It’s been interesting to hear a common reaction when I describe my book “Bits to Bitcoin.” My usual pitch is that it’s an accessible guide to operating systems, networks, and security for the general reader. The listener often responds with something like “oh, so it’s a Dummies book,” and I say some version of, “Well, not exactly.”

As a brand, the Dummies people have done really well – it’s kind of amazing how readily people assume that an explanation of X for a non-specialist will be called “X for Dummies.” But I do worry a little about what that kind of self-labeling might do to people over the long run. I prefer to think of my readers as people who are smart, but they’re smart in fields or dimensions that don’t have much to do with my subject matter.

I’m a fan of Howard Gardner’s theory of multiple intelligences, so I figure that people who don’t have much inclination toward technical material are likely to be smart in other ways. There may well be some genuine dummies in the world, but there’s not much point in writing books for them. In my experience, people who are genuine dummies either don’t have much curiosity or don’t have much capacity to incorporate new information. Whichever handicap they are suffering, they’re unlikely to be interested in buying a book, and similarly unlikely to get much out of it.

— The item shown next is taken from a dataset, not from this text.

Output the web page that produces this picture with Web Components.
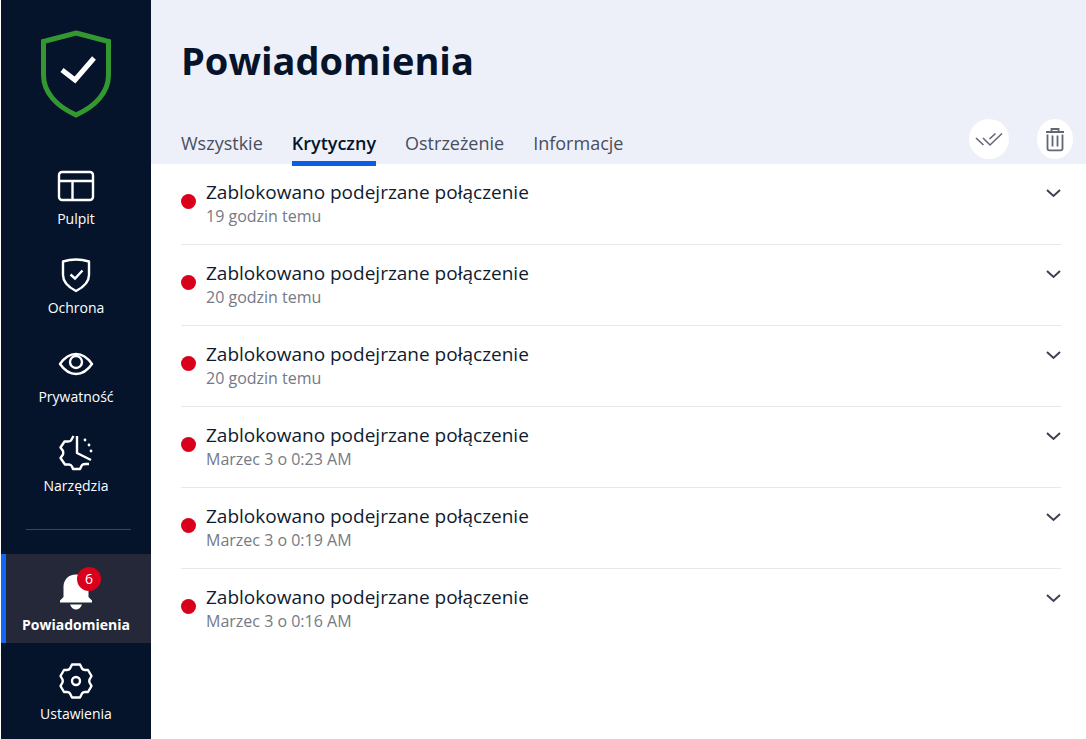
<!DOCTYPE html>
<html lang="pl">
<head>
<meta charset="utf-8">
<meta name="viewport" content="width=device-width, initial-scale=1">
<title>Powiadomienia</title>
<style>
  html, body { margin: 0; min-height: 100vh; background: #fff; }
  body { font-family: "Open Sans", "Noto Sans", sans-serif; color: #06142b; }
</style>
</head>
<body>
<notification-app></notification-app>

<template id="tpl-app">
  <style>
    :host { display: grid; grid-template-columns: 150px minmax(0, 1fr); min-height: 100vh; padding-left: 1px; box-sizing: border-box; }
  </style>
  <side-bar></side-bar>
  <main><notification-page></notification-page></main>
</template>

<template id="tpl-side">
  <style>
    :host { display: block; background: #06142b; color: #fff; }
    .logo { display: block; width: 72px; height: 88px; margin: 0 auto; padding: 30px 0; }
    hr { border: 0; height: 1px; margin: 25px 20px 24px 25px; background: #3b4657; }
  </style>
  <svg class="logo" viewBox="0 0 72 88" fill="none" aria-hidden="true">
    <path d="M36 3 68.500 11.500V45C68.500 62 56 76 36 85 16 76 3.500 62 3.500 45V11.500Z" stroke="#349831" stroke-width="5"/>
    <path d="M22 40 35 50 54 28" stroke="#fff" stroke-width="5"/>
  </svg>
  <nav>
    <nav-item label="Pulpit" href="#pulpit">
      <svg width="40" height="40" viewBox="0 0 40 40" fill="none" stroke="#fff" stroke-width="2.400"><rect x="3" y="6" width="34" height="28" rx="3"/><path d="M3 15H37M16.500 15V34"/></svg>
    </nav-item>
    <nav-item label="Ochrona" href="#ochrona">
      <svg width="40" height="40" viewBox="0 0 40 40" fill="none" stroke="#fff" stroke-width="2.400"><path d="M7 6.500Q20 2.500 33 6.500V20C33 27 28 32 20 36 12 32 7 27 7 20Z" stroke-linejoin="round"/><path d="M14.500 19.500 19 23.500 26.500 15.500"/></svg>
    </nav-item>
    <nav-item label="Prywatność" href="#prywatnosc">
      <svg width="40" height="40" viewBox="0 0 40 40" fill="none" stroke="#fff" stroke-width="2.400"><path d="M4 20Q11 10 20 10T36 20Q29 30 20 30T4 20Z" stroke-linejoin="round"/><circle cx="20" cy="18" r="6"/></svg>
    </nav-item>
    <nav-item label="Narzędzia" href="#narzedzia">
      <svg width="40" height="40" viewBox="0 0 40 40" fill="none" stroke="#fff" stroke-width="2.400" stroke-linejoin="round"><path d="M17.500 3 15 7.500Q14 8.500 12 8.500H8.500L4.500 14.500 7 18Q7.500 19.500 7 21.500L4.500 25 9 31.500H13Q15 31.500 16 33.500L17 36H24L26 32Q27 31 30 31H33"/><path d="M21 3V20L35 27"/><g fill="#fff" stroke="none"><circle cx="29" cy="7" r="1.400"/><circle cx="33" cy="12" r="1.400"/><circle cx="35" cy="18" r="1.400"/></g></svg>
    </nav-item>
    <hr>
    <nav-item label="Powiadomienia" href="#powiadomienia" count="6" active>
      <svg width="40" height="40" viewBox="0 0 40 40" fill="#fff"><path d="M20 2.500C12 2.500 8 8 7.500 14V25L4 28.500V30.500H36V28.500L32.500 25V14C32 8 28 2.500 20 2.500ZM14 32.500H26Q24 37.500 20 37.500T14 32.500Z"/></svg>
    </nav-item>
    <nav-item label="Ustawienia" href="#ustawienia">
      <svg width="40" height="40" viewBox="0 0 40 40" fill="none" stroke="#fff" stroke-width="2.400" stroke-linejoin="round"><path d="M16 3.500H24L26 7.500Q27 9 29 9H32L35.500 15 33.500 18.500Q33 20 33.500 21.500L35.500 25 32 31H29Q27 31 26 32.500L24 36.500H16L14 32.500Q13 31 11 31H8L4.500 25 6.500 21.500Q7 20 6.500 18.500L4.500 15 8 9H11Q13 9 14 7.500Z"/><circle cx="20" cy="20" r="4"/></svg>
    </nav-item>
  </nav>
</template>

<template id="tpl-nav">
  <style>
    :host { display: block; }
    a { display: flex; flex-direction: column; align-items: center; box-sizing: border-box; height: 89px; padding-top: 18px; gap: 3px; color: #fff; text-decoration: none; font-size: 14px; line-height: 20px; }
    .icon { position: relative; display: block; width: 40px; height: 40px; }
    .badge { position: absolute; top: -5px; right: -5px; width: 24px; height: 24px; border-radius: 50%; background: #d9001b; line-height: 24px; text-align: center; }
    .badge[hidden] { display: none; }
    :host([active]) a { background: #252838; box-shadow: inset 5px 0 #1268f5; font-weight: 700; }
    :host([active]) .badge { font-weight: 400; }
  </style>
  <a><span class="icon"><slot></slot><span class="badge" hidden></span></span><span class="label"></span></a>
</template>

<template id="tpl-page">
  <style>
    :host { display: block; }
    header { display: flex; flex-direction: column; justify-content: space-between; box-sizing: border-box; height: 164px; padding: 35px 13px 0 30px; background: #edf0f9; }
    h1 { margin: 0; font-size: 38px; line-height: 50px; font-weight: 700; }
    .bar { display: flex; justify-content: space-between; align-items: flex-start; height: 45px; }
    .tabs { display: flex; gap: 29px; }
    .tabs a { height: 42px; padding-top: 11px; box-sizing: border-box; font-size: 18px; line-height: 26px; color: #474e5e; text-decoration: none; }
    .tabs a[aria-current] { height: 47px; color: #06142b; font-weight: 600; border-bottom: 5px solid #0c5ce5; }
    .actions { display: flex; gap: 28px; }
    button { display: grid; place-items: center; width: 40px; height: 40px; padding: 0; border: 0; border-radius: 50%; background: #fff; }
    button.bin { width: 36px; }
    ul { list-style: none; margin: 0; padding: 0 25px 0 30px; }
  </style>
  <header>
    <h1>Powiadomienia</h1>
    <div class="bar">
      <nav class="tabs">
        <a href="#all">Wszystkie</a><a href="#critical" aria-current="page">Krytyczny</a><a href="#warning">Ostrzeżenie</a><a href="#info">Informacje</a>
      </nav>
      <div class="actions">
        <button aria-label="Oznacz jako przeczytane"><svg width="28" height="24" viewBox="0 0 28 24" fill="none" stroke="#626873" stroke-width="1.600"><path d="M1 11 8.500 18M8 11 15 18 27 6.500M14.500 12 20.500 6.500"/></svg></button>
        <button class="bin" aria-label="Usuń"><svg width="20" height="26" viewBox="0 0 20 26" fill="none" stroke="#626873" stroke-width="1.800"><path d="M1 6H19M6.500 5.500V3H13.500V5.500M2.500 8.500V22.500Q2.500 24.300 4.500 24.300H15.500Q17.500 24.300 17.500 22.500V8.500M7.500 9.500V20.500M12.500 9.500V20.500"/></svg></button>
      </div>
    </div>
  </header>
  <ul>
    <notification-row time="19 godzin temu">Zablokowano podejrzane połączenie</notification-row>
    <notification-row time="20 godzin temu">Zablokowano podejrzane połączenie</notification-row>
    <notification-row time="20 godzin temu">Zablokowano podejrzane połączenie</notification-row>
    <notification-row time="Marzec 3 o 0:23 AM">Zablokowano podejrzane połączenie</notification-row>
    <notification-row time="Marzec 3 o 0:19 AM">Zablokowano podejrzane połączenie</notification-row>
    <notification-row time="Marzec 3 o 0:16 AM">Zablokowano podejrzane połączenie</notification-row>
  </ul>
</template>

<template id="tpl-row">
  <style>
    :host { display: flex; align-items: flex-start; box-sizing: border-box; height: 81px; padding-top: 14px; gap: 10px; border-bottom: 1px solid #e6e8ea; }
    :host(:last-child) { border-bottom-color: transparent; }
    .dot { flex: none; width: 15px; height: 15px; margin-top: 16px; border-radius: 50%; background: #d9001b; }
    .text { flex: 1; min-width: 0; }
    .title { font-size: 19px; line-height: 28px; color: #101b30; }
    .time { font-size: 16px; line-height: 20px; color: #747a85; }
    button { display: grid; place-items: center; width: 16px; height: 30px; padding: 0; border: 0; background: none; }
  </style>
  <span class="dot"></span>
  <div class="text"><div class="title"><slot></slot></div><div class="time"></div></div>
  <button aria-label="Rozwiń"><svg width="16" height="10" viewBox="0 0 16 10" fill="none" stroke="#3c4252" stroke-width="2"><path d="M2 2 8.500 8 15 2"/></svg></button>
</template>

<script>
  class TemplateElement extends HTMLElement {
    constructor() {
      super();
      this.attachShadow({ mode: "open" })
        .append(document.getElementById(this.constructor.template).content.cloneNode(true));
    }
  }
  class NavItem extends TemplateElement {
    static template = "tpl-nav";
    connectedCallback() {
      const link = this.shadowRoot.querySelector("a");
      link.href = this.getAttribute("href");
      this.shadowRoot.querySelector(".label").textContent = this.getAttribute("label");
      if (this.hasAttribute("active")) link.setAttribute("aria-current", "page");
      if (this.hasAttribute("count")) {
        const badge = this.shadowRoot.querySelector(".badge");
        badge.textContent = this.getAttribute("count");
        badge.hidden = false;
      }
    }
  }
  class NotificationRow extends TemplateElement {
    static template = "tpl-row";
    connectedCallback() {
      this.setAttribute("role", "listitem");
      this.shadowRoot.querySelector(".time").textContent = this.getAttribute("time");
    }
  }
  customElements.define("nav-item", NavItem);
  customElements.define("notification-row", NotificationRow);
  customElements.define("side-bar", class extends TemplateElement { static template = "tpl-side"; });
  customElements.define("notification-page", class extends TemplateElement { static template = "tpl-page"; });
  customElements.define("notification-app", class extends TemplateElement { static template = "tpl-app"; });
</script>
</body>
</html>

Now, let’s return to people who aren’t really “dummies,” but are called that anyway: it’s surely not a new development to have people who are curious but not specialists in the field of interest. What did we call such people before we started calling them Dummies, and why did we start calling them that?

One older brand that seems to have aged poorly is the “Everyman’s Library.” There’s more than a whiff of sexism there, and perhaps also a slightly patronizing notion of curating what everyone should know. On the positive side, though, it’s aiming for nonjudgmental universalism: for each book so identified, we know that it’s intended for everyone.

Being a “Dummy” is a kind of backhanded universalism. If being unfamiliar with at least one technology makes a Dummy, then every one of us is a Dummy. And in contrast to Everyman, a Dummy is not gendered.

The transition to talking about Dummies seems to have started with the rise of computing technology in ordinary life, and the way that computers can be maddening to the uninitiated. We seem to have struck a collective bargain that we label our unfamiliarity with the ways of computing as though it were some sort of personal deficiency. Rather than complaining about the limitations of the technology, we claim the fault is ours as users.

The opposite side of this syndrome is another piece of brilliant marketing, this time from Apple: the “Genius Bar” in Apple stores. The Genius Bar is the place that you take your Apple equipment for technical assistance, delivered by “Geniuses.” I am sure that these technical support workers are skilled and competent at what they do. That said, I am likewise confident that the mechanics of a well-run service station are skilled and competent. Although we’re not inclined to call the people who fix our cars “geniuses,” somehow we are willing to use that overblown term for the people who fix our computers.

So the people who know how to fix our computers are Geniuses, and those of us who need their assistance are Dummies. But calling people Dummies, even with intended irony, seems problematic. One of the things I’ve learned over the years is to avoid unpleasant statements that are then taken back with some kind of phrase like “just kidding.” If you don’t mean to say something, then don’t say it; in this context, “Dummies” seems like institutionalized passive-aggressive behavior. One can almost imagine the eye-rolling editors and authors, assembling the books for their Dummy constituency. That’s not the relationship I want to have with my readers, and so that’s not how I want to think about the books I write.

I don’t have any trouble envisioning my reader: I can look at publications like the New York Review of Books or listen to NPR programming. There’s no shortage of content that appeals to my preferred audience of curious, intelligent, educated people. And although I might want that audience to be larger, I don’t have any trouble finding substantial numbers of potential readers. What is problematic is what to call them. I know they’re not Dummies. I know they’re not Everyman. And I guess I know they’re not the “general reader,” although that’s closer – and that term is what I have to use until someone comes up with a better description of this group.